My sense of smell is changing too, btw. My house is much stinkier from non-smoke stuff than I’d thought :slight_smile:

Joey P feel free to keep up with us in this thread. I’m going to see if George Kaplain will post too.

Pretty soon you’ll be able to spot (smell) a smoker from 6 feet away… Congrats on your continuing success!

So far so good. Been about six days, now. The patches seem to be doing their thing. I’m optimistic about the next few days.

I hate to tell you this, but putting the crack pipe down was easier than quitting smoking. But I did it.

:cool:

I’ve been totally clean since January. It must be easier when you WANT to quit. I didn’t. In the back of my mind I’m constantly trying to imagine a set of circumstances that would allow me to start again. But…I know I can’t.

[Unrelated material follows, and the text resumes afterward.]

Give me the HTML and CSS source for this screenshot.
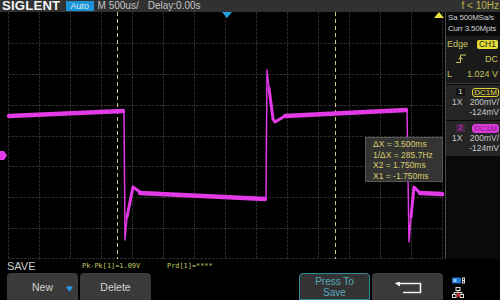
FILE: index.html
```html
<!DOCTYPE html>
<html>
<head>
<meta charset="utf-8">
<link rel="stylesheet" href="styles.css">
</head>
<body>
<div class="screen">
  <header class="topbar">
    <span class="logo">SIGLENT</span>
    <span class="mode">Auto</span>
    <span class="tb">M 500us/</span>
    <span class="tb delay">Delay:0.00s</span>
    <span class="freq">f &lt; 10Hz</span>
  </header>
  <div class="main">
    <div class="plot">
      <svg class="grid" width="445" height="247" viewBox="0 0 445 247">
        <g stroke="#2a2a2a" stroke-width="1" stroke-dasharray="3 1">
          <line x1="8.5" y1="0" x2="8.5" y2="247"/>
          <line x1="39.5" y1="0" x2="39.5" y2="247"/>
          <line x1="70.5" y1="0" x2="70.5" y2="247"/>
          <line x1="101.5" y1="0" x2="101.5" y2="247"/>
          <line x1="132.5" y1="0" x2="132.5" y2="247"/>
          <line x1="163.5" y1="0" x2="163.5" y2="247"/>
          <line x1="194.5" y1="0" x2="194.5" y2="247"/>
          <line x1="225.5" y1="0" x2="225.5" y2="247"/>
          <line x1="256.5" y1="0" x2="256.5" y2="247"/>
          <line x1="287.5" y1="0" x2="287.5" y2="247"/>
          <line x1="318.5" y1="0" x2="318.5" y2="247"/>
          <line x1="349.5" y1="0" x2="349.5" y2="247"/>
          <line x1="380.5" y1="0" x2="380.5" y2="247"/>
          <line x1="411.5" y1="0" x2="411.5" y2="247"/>
          <line x1="442.5" y1="0" x2="442.5" y2="247"/>
          <line x1="8" y1="31.5" x2="443" y2="31.5"/>
          <line x1="8" y1="62.5" x2="443" y2="62.5"/>
          <line x1="8" y1="93.5" x2="443" y2="93.5"/>
          <line x1="8" y1="124.5" x2="443" y2="124.5"/>
          <line x1="8" y1="154.5" x2="443" y2="154.5"/>
          <line x1="8" y1="185.5" x2="443" y2="185.5"/>
          <line x1="8" y1="216.5" x2="443" y2="216.5"/>
          <line x1="8" y1="246.5" x2="443" y2="246.5"/>
        </g>
        <g stroke="#c9c98a" stroke-width="1" stroke-dasharray="4 3">
          <line x1="117.5" y1="0" x2="117.5" y2="247"/>
          <line x1="335.5" y1="0" x2="335.5" y2="247"/>
        </g>
        <g fill="none" stroke="#e23ae6" stroke-linejoin="round" stroke-linecap="round">
          <line x1="9" y1="104" x2="123" y2="99" stroke-width="4.5"/>
          <path d="M124 99 L125 228 L127 205" stroke-width="1.5"/>
          <path d="M127 205 L133 175 L140 180" stroke-width="3"/>
          <line x1="140" y1="181" x2="265" y2="187" stroke-width="4.5"/>
          <path d="M266 187 L267 58 L269 76" stroke-width="1.5"/>
          <path d="M269 76 L273 107 L275 110 L285 104" stroke-width="3"/>
          <line x1="285" y1="104" x2="406" y2="98" stroke-width="4.5"/>
          <path d="M407 98 L409 230 L411 205" stroke-width="1.5"/>
          <path d="M411 205 L414 175 L420 181" stroke-width="3"/>
          <line x1="420" y1="181" x2="442" y2="182" stroke-width="4.5"/>
        </g>
        <polygon points="222,0 232,0 227,6" fill="#22a2e4"/>
        <polygon points="434,6 444,6 439,0" fill="#e8e23a"/>
        <polygon points="0,139 4,139 7,143.5 4,148 0,148" fill="#e23ae6"/>
        <rect x="440" y="182" width="4" height="2" fill="#e23ae6"/>
      </svg>
      <div class="cursor-box">
        <div>&Delta;X = 3.500ms</div>
        <div>1/&Delta;X = 285.7Hz</div>
        <div>X2 = 1.750ms</div>
        <div>X1 = -1.750ms</div>
      </div>
    </div>
    <aside class="panel">
      <div class="acq">
        <div>Sa 500MSa/s</div>
        <div>Curr 3.50Mpts</div>
      </div>
      <div class="trig">
        <div class="trow"><span>Edge</span><span class="ch1tag">CH1</span></div>
        <div class="trow">
          <svg class="slope" width="11" height="9" viewBox="0 0 11 9"><path d="M0 8.5 H4.5 V1 H10" fill="none" stroke="#cfc960" stroke-width="1"/><path d="M2.5 5.5 L4.5 3 L6.5 5.5" fill="none" stroke="#cfc960" stroke-width="1"/></svg>
          <span>DC</span>
        </div>
        <div class="trow"><span>L</span><span>1.024 V</span></div>
      </div>
      <div class="chan ch1">
        <div class="crow1"><span class="cnum">1</span><span class="cpl">DC1M</span></div>
        <div class="crow"><span>1X</span><span>200mV/</span></div>
        <div class="crow right"><span>-124mV</span></div>
      </div>
      <div class="chan ch2">
        <div class="crow1"><span class="cnum">2</span><span class="cpl">DC1M</span></div>
        <div class="crow"><span>1X</span><span>200mV/</span></div>
        <div class="crow right"><span>-124mV</span></div>
      </div>
    </aside>
  </div>
  <footer class="bottom">
    <div class="meas">
      <span class="menu-title">SAVE</span>
      <span class="mval pk">Pk-Pk[1]=1.09V</span>
      <span class="mval prd">Prd[1]=****</span>
    </div>
    <div class="buttons">
      <div class="btn new">New
        <svg class="knob" width="7" height="6" viewBox="0 0 7 6"><polygon points="0,1 7,1 3.5,6" fill="#2792e0"/><rect x="1.5" y="0" width="4" height="2" fill="#2792e0"/></svg>
      </div>
      <div class="btn">Delete</div>
      <div class="slot"></div>
      <div class="slot"></div>
      <div class="btn save">Press To<br>Save</div>
      <div class="btn back">
        <svg width="28" height="12" viewBox="0 0 28 12"><path d="M5 1.5 H26.5 V10.5 H9" fill="none" stroke="#f0f0f0" stroke-width="1.6"/><polygon points="1,1.5 6,-1.5 6,4.5" fill="#f0f0f0"/></svg>
      </div>
      <div class="status">
        <svg width="14" height="7" viewBox="0 0 14 7"><rect x="0" y="0.5" width="9" height="6" rx="1" fill="#1e78d8"/><rect x="1.5" y="2" width="3" height="3" fill="#9cc8f0"/><rect x="10" y="0.5" width="3" height="6" fill="#ddd"/><rect x="11" y="1.5" width="1" height="1.5" fill="#111"/><rect x="11" y="4" width="1" height="1.5" fill="#111"/></svg>
        <svg width="12" height="11" viewBox="0 0 12 11"><rect x="4" y="0.5" width="4" height="3" fill="none" stroke="#ddd" stroke-width="1"/><path d="M6 3.5 V5.5 M2 5.5 H10 M2 5.5 V7 M10 5.5 V7" stroke="#ddd" stroke-width="1" fill="none"/><rect x="0.5" y="7.5" width="3.5" height="3" fill="none" stroke="#ddd" stroke-width="1"/><rect x="8" y="7.5" width="3.5" height="3" fill="none" stroke="#ddd" stroke-width="1"/><path d="M5 6 L8 10" stroke="#e03030" stroke-width="1.3"/><path d="M8 6 L5 10" stroke="#e03030" stroke-width="1.3"/></svg>
      </div>
    </div>
  </footer>
</div>
</body>
</html>
```

FILE: styles.css
```css
* { box-sizing: border-box; }
html, body { margin: 0; padding: 0; background: #000; }
body {
  width: 500px;
  height: 300px;
  overflow: hidden;
  font-family: "Liberation Sans", Arial, sans-serif;
  color: #cfcfcf;
}
.screen { width: 500px; height: 300px; display: flex; flex-direction: column; }

.topbar {
  height: 12px;
  background: #313131;
  display: flex;
  align-items: center;
  font-size: 10px;
  line-height: 12px;
  white-space: nowrap;
}
.logo {
  margin-left: 2px;
  font-weight: bold;
  font-size: 12.5px;
  color: #f4f4f4;
  letter-spacing: 0.2px;
  transform: scaleX(1.05);
  transform-origin: left center;
}
.mode {
  margin-left: 8px;
  width: 28px;
  height: 10px;
  background: #1b93d6;
  color: #d8eefa;
  font-size: 9px;
  line-height: 10px;
  padding-left: 5px;
}
.tb { margin-left: 4px; color: #c4c4c4; }
.delay { margin-left: 9px; }
.freq { margin-left: auto; margin-right: 1px; color: #bdb648; }

.main { height: 247px; display: flex; }
.plot { position: relative; width: 445px; height: 247px; }
.grid { display: block; }

.cursor-box {
  position: absolute;
  left: 365px;
  top: 125px;
  width: 78px;
  height: 45px;
  background: rgba(58, 58, 56, 0.9);
  border: 1px solid #575757;
  color: #d6cc6e;
  font-size: 8.5px;
  line-height: 10.6px;
  padding: 1px 0 0 7px;
  white-space: nowrap;
}

.panel {
  width: 55px;
  height: 247px;
  border-left: 1px solid #4a4a4a;
  background: #0a0a0a;
  font-size: 8.5px;
  white-space: nowrap;
}
.acq {
  height: 24px;
  padding-left: 2px;
  line-height: 11px;
  color: #d0d0d0;
  font-size: 8px;
  letter-spacing: -0.2px;
  background: #0a0a0a;
}
.trig {
  height: 48px;
  padding-top: 1px;
  background: #1a1a1a;
  color: #cbc55c;
  border-bottom: 1px solid #3a3a3a;
}
.trow {
  height: 15px;
  display: flex;
  align-items: center;
  justify-content: space-between;
  padding: 0 1px 0 1px;
  font-size: 9px;
}
.trow:first-child { height: 14px; }
.trow .slope { margin-left: 9px; }
.trow span:last-child { margin-right: 1px; }
.ch1tag {
  background: #e4dd3e;
  color: #1a1a00;
  border-radius: 2px;
  font-size: 8.5px;
  line-height: 9px;
  padding: 0 2px;
}

.chan {
  height: 35px;
  background: #252525;
  margin-top: 1px;
  padding-top: 2px;
  color: #c8c8c8;
}
.crow1 {
  height: 10px;
  display: flex;
  align-items: center;
}
.cnum {
  margin-left: 10px;
  width: 9px;
  height: 8px;
  line-height: 8px;
  text-align: center;
  font-size: 8px;
  background: #151515;
  color: #ddd;
}
.cpl {
  margin-left: auto;
  margin-right: 1px;
  width: 27px;
  height: 9px;
  line-height: 8px;
  text-align: center;
  font-size: 8px;
  border: 1px solid #e0d83a;
  border-radius: 3px;
  color: #e0d83a;
}
.ch2 .cnum { background: #4a2448; color: #c43ac4; }
.ch2 .cpl { background: #d63ad6; border-color: #d63ad6; color: #8a1a8a; }
.crow {
  height: 10px;
  line-height: 11px;
  display: flex;
  justify-content: space-between;
  padding: 0 1px 0 6px;
}
.crow.right { justify-content: flex-end; }

.bottom { height: 41px; display: flex; flex-direction: column; }
.meas {
  height: 14px;
  display: flex;
  align-items: center;
  padding-left: 7px;
  white-space: nowrap;
}
.menu-title { font-size: 11px; color: #cfcfcf; width: 75px; }
.mval {
  font-family: "DejaVu Sans Mono", monospace;
  font-size: 6.9px;
  color: #c6cf6a;
}
.pk { width: 85px; }

.buttons {
  height: 27px;
  display: flex;
  gap: 2px;
  padding-left: 7px;
}
.btn, .slot { width: 71px; height: 27px; flex: none; }
.btn {
  background: #3a3a3a;
  border-radius: 4px 4px 0 0;
  display: flex;
  align-items: center;
  justify-content: center;
  font-size: 10.5px;
  color: #d2d2d2;
  position: relative;
}
.new .knob { position: absolute; right: 5px; top: 13px; }
.save {
  border: 1px solid #2b8a9c;
  color: #55aabd;
  font-size: 10px;
  line-height: 11px;
  text-align: center;
  background: #333;
}
.back { padding-top: 2px; }
.status {
  margin-left: 4px;
  display: flex;
  flex-direction: column;
  gap: 3px;
  padding: 4px 0 0 3px;
}
```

The thoughts that keep going through my mind, other then the obvious ones are…How much would I pay for a special pill or magic anecdote that I could take once a year (or on a regular basis for all I care) that would render cigarettes compleatly and utterly harmless. The numbers that come into my head are well over $1000 per year. The second question I keep wondering is why hasn’t anyone come up with a tabacco substitute that would be either not bad or less bad for you? As long as it doesn’t taste like pencil shavings, I’d smoke it. I loove smoking. I love the act of smoking. I said before that when I was little I used to inhale the smoke from cap guns and blow smoke rings. For as long as I can remember, right up until now, I’ve always loved exhaling in cold weather just to watch the ‘smoke’ come out of my mouth.
sigh

I know, I know. I loved smoking, and if I could still smoke, I would. In a heartbeat.

But I don’t.

My dad quit about 8 or 9 years ago. A few months ago he said “Ya know, I could pick up a cigarette and light it just like…like I just finished one two minutes ago” (he smoke 4 packs a day at his peak and probably around 2.5 a day when he quit for the last time).